## SET TASK
In the entries below, count each line holding the word "React". Answer with the total alone.

---------- INPUT RECORDS ----------

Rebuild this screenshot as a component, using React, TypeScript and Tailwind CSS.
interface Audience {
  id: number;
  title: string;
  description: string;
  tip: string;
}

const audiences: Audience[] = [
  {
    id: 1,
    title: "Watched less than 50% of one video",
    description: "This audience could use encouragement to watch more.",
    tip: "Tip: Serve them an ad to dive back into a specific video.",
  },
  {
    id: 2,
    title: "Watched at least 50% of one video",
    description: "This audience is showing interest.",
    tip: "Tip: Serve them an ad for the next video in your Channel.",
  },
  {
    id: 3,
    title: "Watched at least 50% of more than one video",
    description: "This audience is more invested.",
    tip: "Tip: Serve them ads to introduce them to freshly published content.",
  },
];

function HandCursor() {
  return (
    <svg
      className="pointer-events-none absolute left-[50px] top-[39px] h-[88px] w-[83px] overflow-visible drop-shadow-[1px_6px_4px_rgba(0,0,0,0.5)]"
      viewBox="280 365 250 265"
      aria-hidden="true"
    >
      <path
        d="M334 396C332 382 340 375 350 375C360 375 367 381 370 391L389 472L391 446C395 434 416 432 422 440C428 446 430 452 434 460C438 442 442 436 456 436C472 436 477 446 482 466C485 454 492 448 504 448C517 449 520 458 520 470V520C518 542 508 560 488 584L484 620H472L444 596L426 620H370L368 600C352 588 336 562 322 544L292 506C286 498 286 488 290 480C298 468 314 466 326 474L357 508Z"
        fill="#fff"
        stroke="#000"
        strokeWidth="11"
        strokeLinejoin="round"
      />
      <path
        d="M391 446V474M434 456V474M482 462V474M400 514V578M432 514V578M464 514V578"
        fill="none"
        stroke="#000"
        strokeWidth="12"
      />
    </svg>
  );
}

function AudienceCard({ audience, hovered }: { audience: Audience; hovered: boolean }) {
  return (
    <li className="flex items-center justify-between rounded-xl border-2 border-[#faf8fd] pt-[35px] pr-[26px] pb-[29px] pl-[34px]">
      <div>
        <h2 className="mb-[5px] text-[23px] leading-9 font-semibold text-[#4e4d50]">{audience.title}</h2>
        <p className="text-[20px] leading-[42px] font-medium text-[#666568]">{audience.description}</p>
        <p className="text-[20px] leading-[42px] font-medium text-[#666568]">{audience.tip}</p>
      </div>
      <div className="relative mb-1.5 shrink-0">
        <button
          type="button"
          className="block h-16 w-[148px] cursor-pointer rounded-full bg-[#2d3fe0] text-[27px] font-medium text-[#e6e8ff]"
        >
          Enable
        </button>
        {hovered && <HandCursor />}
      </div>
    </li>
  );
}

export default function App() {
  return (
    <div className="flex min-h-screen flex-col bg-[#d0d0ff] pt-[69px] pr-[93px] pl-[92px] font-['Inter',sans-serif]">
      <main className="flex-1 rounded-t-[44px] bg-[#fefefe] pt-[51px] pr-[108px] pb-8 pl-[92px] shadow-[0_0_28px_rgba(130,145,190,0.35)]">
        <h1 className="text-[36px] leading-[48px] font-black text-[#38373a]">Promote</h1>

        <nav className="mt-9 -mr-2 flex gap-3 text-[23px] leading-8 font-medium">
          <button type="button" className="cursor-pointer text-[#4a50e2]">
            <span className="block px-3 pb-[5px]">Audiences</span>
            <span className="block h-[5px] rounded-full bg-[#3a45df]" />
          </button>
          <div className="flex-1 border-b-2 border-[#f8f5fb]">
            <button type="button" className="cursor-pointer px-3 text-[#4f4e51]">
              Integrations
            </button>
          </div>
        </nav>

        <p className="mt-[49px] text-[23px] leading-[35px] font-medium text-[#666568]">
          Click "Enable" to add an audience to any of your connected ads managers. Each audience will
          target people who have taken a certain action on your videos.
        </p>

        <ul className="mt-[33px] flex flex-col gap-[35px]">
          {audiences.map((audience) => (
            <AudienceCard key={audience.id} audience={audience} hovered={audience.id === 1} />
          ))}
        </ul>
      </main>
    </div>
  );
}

----------
---------- INPUT RECORDS ----------

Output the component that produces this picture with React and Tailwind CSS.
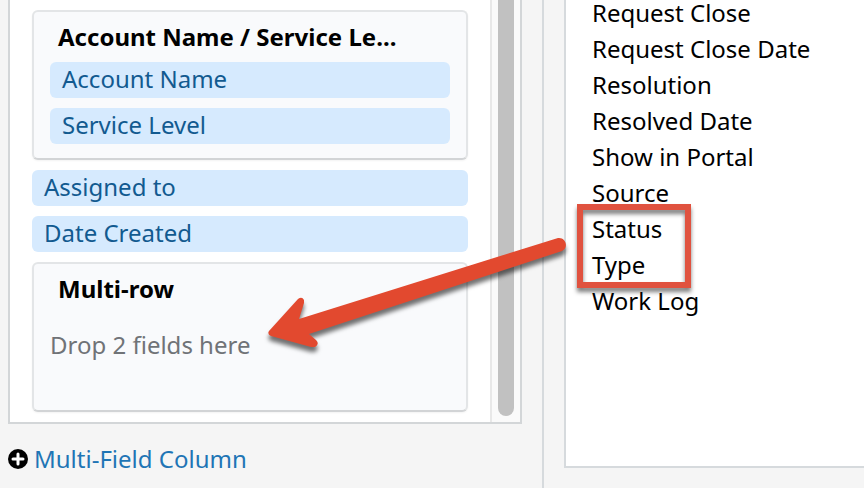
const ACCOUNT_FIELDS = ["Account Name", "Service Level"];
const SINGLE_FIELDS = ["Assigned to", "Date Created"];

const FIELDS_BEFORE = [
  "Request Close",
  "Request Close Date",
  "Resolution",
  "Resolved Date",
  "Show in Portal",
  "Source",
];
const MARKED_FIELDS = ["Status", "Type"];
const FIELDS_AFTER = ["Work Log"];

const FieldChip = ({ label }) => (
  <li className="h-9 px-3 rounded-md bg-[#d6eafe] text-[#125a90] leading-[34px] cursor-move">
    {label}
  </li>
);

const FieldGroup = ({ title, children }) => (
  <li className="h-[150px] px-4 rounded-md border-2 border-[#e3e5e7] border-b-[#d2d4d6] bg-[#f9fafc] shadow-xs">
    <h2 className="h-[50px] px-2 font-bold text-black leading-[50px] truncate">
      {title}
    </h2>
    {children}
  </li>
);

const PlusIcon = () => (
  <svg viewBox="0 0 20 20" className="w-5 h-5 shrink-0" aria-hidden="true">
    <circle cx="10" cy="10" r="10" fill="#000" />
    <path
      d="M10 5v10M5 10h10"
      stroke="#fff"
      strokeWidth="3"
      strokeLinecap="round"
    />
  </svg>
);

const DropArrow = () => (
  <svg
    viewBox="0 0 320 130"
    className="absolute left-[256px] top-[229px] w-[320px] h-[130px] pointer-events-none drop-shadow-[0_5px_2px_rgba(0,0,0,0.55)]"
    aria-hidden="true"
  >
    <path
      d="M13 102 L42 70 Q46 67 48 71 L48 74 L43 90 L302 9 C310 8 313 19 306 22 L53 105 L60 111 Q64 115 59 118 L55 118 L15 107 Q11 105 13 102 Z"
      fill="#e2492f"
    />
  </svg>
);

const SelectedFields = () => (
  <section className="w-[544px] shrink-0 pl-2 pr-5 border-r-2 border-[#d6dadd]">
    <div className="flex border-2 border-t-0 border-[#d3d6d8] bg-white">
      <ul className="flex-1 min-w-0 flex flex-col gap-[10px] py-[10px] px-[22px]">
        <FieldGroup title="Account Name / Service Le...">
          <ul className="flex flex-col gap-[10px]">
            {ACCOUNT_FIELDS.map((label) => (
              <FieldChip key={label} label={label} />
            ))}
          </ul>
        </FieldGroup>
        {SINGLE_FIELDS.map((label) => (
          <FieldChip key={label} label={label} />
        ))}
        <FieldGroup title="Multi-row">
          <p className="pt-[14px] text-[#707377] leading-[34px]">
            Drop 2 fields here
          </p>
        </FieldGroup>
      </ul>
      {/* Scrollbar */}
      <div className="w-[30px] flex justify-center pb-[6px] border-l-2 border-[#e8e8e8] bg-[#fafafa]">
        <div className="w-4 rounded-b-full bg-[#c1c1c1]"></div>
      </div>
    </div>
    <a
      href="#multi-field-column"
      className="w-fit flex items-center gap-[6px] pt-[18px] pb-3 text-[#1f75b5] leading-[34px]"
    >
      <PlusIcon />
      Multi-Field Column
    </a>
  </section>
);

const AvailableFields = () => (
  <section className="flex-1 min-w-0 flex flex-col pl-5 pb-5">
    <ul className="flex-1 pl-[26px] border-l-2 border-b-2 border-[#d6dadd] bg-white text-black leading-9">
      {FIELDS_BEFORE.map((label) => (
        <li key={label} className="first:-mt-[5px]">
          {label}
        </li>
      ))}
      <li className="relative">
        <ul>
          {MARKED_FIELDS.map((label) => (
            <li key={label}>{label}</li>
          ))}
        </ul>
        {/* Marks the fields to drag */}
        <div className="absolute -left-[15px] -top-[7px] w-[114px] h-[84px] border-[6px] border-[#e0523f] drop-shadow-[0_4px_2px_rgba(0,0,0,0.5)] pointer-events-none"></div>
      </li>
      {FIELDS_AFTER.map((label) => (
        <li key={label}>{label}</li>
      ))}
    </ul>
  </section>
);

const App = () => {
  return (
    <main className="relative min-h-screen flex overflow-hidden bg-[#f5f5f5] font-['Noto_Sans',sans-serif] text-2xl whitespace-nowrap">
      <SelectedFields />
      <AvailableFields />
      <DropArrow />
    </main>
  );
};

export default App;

----------

## EXERCISE SOLUTION
2